**GIVEN PROBLEM:** Find all the lines with "page" and gather them.

**AVAILABLE RECORDS:**
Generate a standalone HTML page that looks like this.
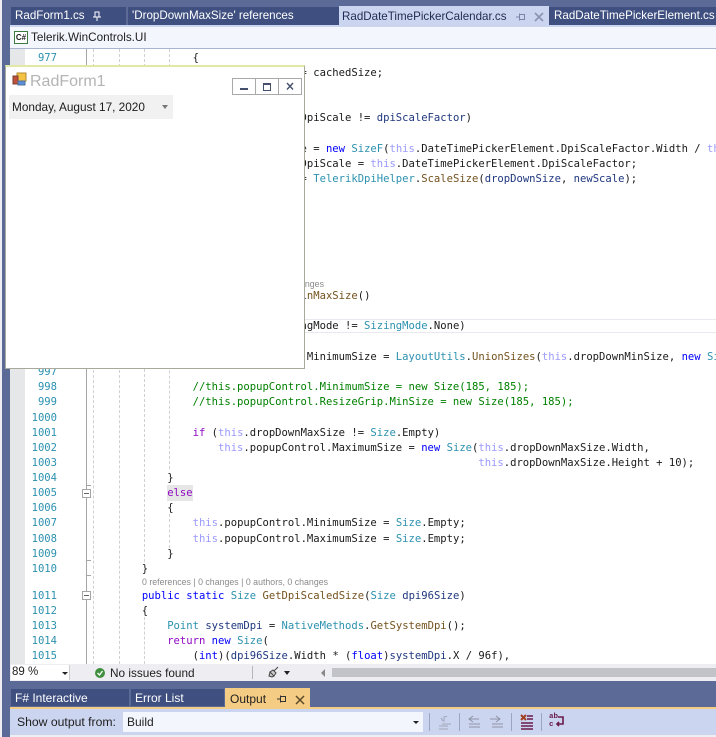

...

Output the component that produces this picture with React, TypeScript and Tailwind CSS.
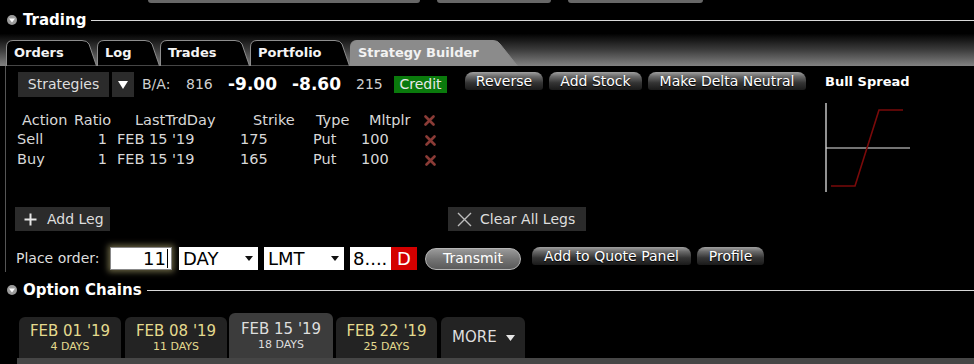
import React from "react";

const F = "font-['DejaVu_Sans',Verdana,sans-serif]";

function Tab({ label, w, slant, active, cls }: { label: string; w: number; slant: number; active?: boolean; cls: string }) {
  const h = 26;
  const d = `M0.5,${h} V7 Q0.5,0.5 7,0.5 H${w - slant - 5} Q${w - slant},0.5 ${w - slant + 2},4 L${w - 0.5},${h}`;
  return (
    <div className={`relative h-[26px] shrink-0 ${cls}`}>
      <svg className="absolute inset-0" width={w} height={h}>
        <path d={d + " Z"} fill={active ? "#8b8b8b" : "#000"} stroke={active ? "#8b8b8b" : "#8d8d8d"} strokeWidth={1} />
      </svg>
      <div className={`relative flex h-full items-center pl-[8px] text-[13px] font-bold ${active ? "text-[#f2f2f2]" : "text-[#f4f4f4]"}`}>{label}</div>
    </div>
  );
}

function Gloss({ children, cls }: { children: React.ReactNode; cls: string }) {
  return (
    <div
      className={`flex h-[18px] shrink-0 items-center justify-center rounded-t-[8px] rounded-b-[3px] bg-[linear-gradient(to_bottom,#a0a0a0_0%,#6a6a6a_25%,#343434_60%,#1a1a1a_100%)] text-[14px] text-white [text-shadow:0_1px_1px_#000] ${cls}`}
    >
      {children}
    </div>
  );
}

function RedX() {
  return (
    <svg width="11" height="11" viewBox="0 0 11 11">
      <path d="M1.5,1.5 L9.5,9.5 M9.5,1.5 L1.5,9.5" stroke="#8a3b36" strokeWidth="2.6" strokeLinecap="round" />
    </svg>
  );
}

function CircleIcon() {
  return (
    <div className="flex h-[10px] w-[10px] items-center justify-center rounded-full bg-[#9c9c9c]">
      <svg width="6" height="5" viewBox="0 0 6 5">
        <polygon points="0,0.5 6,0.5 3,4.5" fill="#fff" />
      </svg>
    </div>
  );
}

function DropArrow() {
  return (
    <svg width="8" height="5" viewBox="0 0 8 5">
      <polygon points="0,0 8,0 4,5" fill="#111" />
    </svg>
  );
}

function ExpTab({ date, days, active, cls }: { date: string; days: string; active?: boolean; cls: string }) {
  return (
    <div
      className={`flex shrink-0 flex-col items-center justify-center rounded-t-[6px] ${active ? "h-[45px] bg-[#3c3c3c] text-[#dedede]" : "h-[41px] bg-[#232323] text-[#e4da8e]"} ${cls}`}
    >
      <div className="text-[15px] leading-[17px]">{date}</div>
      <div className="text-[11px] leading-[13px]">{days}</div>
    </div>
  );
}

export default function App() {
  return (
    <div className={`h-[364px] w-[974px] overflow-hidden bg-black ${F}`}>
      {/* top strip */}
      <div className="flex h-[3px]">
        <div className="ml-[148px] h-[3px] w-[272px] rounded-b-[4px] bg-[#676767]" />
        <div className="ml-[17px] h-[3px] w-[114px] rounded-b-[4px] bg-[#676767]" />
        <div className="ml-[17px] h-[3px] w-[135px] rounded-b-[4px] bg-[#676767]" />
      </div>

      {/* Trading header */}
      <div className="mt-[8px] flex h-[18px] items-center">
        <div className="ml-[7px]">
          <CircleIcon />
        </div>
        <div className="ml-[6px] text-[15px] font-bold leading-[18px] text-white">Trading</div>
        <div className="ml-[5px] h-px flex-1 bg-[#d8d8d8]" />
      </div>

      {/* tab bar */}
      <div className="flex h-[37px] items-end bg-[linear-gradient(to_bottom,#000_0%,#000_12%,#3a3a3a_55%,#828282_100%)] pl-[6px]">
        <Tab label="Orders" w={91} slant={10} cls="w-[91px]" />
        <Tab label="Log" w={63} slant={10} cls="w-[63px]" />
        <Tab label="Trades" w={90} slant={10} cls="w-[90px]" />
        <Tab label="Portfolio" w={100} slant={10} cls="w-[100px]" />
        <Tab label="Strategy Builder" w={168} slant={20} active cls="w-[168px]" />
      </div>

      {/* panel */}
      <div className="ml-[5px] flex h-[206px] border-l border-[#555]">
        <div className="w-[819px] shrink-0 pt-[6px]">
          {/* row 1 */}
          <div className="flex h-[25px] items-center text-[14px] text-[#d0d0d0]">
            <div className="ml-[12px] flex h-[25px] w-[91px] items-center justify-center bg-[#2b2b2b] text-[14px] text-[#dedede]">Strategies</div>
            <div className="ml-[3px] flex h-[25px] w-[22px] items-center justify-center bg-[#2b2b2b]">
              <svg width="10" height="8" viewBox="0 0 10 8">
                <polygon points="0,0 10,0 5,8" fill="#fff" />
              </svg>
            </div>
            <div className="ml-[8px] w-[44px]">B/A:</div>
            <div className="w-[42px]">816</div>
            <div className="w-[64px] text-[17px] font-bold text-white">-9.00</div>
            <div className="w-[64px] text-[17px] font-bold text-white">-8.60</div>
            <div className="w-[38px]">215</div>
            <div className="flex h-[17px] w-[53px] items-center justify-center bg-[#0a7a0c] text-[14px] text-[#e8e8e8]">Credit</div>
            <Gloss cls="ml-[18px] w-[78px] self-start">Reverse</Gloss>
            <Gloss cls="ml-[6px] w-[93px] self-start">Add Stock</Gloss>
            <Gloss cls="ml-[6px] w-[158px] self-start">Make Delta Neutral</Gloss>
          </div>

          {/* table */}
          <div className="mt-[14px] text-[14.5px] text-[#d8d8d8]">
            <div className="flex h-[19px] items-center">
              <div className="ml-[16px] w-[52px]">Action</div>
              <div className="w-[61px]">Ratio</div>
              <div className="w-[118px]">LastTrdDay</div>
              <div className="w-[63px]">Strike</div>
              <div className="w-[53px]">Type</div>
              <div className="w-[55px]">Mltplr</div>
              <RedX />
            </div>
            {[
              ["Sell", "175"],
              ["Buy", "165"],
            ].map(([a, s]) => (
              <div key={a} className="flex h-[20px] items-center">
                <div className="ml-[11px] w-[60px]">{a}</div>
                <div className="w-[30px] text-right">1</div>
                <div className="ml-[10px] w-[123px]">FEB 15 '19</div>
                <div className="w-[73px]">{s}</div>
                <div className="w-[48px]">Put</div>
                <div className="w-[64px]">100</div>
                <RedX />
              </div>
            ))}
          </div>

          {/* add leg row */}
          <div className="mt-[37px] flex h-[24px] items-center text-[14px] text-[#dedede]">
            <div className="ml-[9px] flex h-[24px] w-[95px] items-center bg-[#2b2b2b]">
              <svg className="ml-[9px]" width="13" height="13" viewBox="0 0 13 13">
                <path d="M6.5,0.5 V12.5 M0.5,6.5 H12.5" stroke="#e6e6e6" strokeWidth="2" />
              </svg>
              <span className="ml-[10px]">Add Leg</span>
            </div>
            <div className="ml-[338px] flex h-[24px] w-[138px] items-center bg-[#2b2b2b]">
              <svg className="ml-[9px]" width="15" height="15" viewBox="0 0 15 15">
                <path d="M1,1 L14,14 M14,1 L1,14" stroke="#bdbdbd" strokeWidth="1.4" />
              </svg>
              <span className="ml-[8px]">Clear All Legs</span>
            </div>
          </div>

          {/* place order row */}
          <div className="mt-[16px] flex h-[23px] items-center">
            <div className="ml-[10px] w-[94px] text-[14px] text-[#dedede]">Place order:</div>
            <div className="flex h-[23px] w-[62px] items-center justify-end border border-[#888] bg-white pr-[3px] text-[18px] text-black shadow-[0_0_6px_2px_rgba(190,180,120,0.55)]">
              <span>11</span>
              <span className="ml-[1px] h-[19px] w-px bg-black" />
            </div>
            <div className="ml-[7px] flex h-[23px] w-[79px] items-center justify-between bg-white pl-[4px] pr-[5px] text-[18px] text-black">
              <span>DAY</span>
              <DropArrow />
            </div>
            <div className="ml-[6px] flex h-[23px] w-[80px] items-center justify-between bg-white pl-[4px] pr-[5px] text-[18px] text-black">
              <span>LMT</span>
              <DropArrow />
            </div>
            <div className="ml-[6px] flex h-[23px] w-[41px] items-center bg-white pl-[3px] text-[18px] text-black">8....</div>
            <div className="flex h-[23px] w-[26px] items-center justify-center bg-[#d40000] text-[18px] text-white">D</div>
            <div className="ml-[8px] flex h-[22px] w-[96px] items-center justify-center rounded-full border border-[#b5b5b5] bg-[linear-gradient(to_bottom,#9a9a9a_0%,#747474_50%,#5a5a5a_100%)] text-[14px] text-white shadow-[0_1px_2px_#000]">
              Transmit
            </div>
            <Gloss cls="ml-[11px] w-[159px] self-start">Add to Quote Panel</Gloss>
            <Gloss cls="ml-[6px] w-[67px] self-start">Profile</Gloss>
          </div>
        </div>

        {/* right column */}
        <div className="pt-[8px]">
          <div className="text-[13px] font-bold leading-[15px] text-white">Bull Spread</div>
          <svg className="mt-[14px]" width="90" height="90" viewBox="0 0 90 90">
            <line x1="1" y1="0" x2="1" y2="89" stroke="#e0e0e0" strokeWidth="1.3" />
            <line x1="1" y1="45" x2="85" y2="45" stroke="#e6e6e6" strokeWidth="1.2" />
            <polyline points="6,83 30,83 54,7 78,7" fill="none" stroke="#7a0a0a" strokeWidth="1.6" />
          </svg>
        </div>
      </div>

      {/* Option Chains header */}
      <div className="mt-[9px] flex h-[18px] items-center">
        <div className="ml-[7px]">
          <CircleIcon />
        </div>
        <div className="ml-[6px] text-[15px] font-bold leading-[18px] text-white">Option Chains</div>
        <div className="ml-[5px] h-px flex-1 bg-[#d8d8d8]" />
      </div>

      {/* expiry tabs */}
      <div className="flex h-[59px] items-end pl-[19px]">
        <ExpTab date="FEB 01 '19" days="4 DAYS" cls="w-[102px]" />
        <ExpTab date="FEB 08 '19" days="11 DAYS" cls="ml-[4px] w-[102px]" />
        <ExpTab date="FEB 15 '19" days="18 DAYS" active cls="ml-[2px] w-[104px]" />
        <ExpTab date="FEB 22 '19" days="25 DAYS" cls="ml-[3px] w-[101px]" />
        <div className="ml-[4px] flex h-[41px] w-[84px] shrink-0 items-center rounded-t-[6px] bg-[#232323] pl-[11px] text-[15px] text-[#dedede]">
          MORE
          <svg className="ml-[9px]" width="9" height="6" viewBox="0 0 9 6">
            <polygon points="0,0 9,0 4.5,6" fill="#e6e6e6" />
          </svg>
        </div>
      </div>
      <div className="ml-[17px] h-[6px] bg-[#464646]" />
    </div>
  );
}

==

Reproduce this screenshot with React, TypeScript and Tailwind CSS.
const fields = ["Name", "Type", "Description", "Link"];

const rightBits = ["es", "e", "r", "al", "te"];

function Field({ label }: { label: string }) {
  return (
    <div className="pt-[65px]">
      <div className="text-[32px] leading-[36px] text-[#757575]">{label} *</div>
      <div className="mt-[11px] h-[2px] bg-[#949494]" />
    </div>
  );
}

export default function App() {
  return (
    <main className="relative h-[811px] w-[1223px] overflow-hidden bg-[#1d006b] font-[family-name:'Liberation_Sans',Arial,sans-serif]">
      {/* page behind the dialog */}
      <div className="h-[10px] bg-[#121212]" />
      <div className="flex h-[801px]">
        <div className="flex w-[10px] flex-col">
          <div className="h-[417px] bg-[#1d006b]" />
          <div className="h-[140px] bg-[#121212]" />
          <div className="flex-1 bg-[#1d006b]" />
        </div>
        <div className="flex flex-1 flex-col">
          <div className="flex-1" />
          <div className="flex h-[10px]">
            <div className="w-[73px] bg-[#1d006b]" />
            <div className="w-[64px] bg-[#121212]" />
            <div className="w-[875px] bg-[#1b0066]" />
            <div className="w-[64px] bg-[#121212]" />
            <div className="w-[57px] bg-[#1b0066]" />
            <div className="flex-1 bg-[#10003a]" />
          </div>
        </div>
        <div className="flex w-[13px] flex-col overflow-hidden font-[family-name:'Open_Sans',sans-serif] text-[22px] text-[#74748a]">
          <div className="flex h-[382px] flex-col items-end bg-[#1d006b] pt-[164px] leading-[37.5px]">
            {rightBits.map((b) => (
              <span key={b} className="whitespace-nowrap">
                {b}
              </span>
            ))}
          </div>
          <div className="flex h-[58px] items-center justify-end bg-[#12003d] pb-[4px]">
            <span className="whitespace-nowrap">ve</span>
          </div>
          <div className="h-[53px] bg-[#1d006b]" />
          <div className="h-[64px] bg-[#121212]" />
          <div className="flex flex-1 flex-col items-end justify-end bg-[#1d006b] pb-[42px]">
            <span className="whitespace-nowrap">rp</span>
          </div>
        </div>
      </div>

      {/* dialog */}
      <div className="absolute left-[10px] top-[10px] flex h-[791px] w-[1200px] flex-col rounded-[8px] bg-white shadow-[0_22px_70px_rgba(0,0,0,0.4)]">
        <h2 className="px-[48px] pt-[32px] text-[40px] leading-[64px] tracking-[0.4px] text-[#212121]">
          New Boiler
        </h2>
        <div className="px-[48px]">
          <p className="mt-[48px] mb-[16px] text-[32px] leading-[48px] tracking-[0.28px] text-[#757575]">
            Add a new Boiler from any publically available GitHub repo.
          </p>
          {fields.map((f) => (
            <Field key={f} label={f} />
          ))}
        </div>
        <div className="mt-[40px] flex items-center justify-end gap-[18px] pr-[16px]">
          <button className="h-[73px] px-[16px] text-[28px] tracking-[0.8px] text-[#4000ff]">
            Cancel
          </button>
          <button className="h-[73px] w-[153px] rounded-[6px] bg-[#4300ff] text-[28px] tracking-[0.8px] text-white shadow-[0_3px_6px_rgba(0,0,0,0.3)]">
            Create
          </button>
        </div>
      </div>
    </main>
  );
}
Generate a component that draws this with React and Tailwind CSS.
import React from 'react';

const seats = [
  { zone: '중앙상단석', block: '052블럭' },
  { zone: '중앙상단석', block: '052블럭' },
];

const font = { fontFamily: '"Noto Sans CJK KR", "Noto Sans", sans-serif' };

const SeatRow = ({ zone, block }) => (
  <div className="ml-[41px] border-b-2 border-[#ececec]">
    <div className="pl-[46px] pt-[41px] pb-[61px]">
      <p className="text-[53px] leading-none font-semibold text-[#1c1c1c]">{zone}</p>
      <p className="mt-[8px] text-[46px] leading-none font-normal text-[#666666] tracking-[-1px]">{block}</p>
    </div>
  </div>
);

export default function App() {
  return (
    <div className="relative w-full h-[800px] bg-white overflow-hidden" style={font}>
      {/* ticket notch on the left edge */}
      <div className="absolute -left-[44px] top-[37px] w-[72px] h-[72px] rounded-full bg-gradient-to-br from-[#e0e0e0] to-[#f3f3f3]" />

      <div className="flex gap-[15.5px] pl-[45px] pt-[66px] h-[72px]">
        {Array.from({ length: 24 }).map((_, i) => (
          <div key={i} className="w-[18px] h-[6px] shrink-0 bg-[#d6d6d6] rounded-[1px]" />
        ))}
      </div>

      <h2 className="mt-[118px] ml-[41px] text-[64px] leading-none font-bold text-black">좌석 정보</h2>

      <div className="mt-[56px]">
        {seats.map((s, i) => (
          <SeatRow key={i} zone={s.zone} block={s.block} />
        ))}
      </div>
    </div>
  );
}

**ANSWER:**
Generate a standalone HTML page that looks like this.
      {/* page behind the dialog */}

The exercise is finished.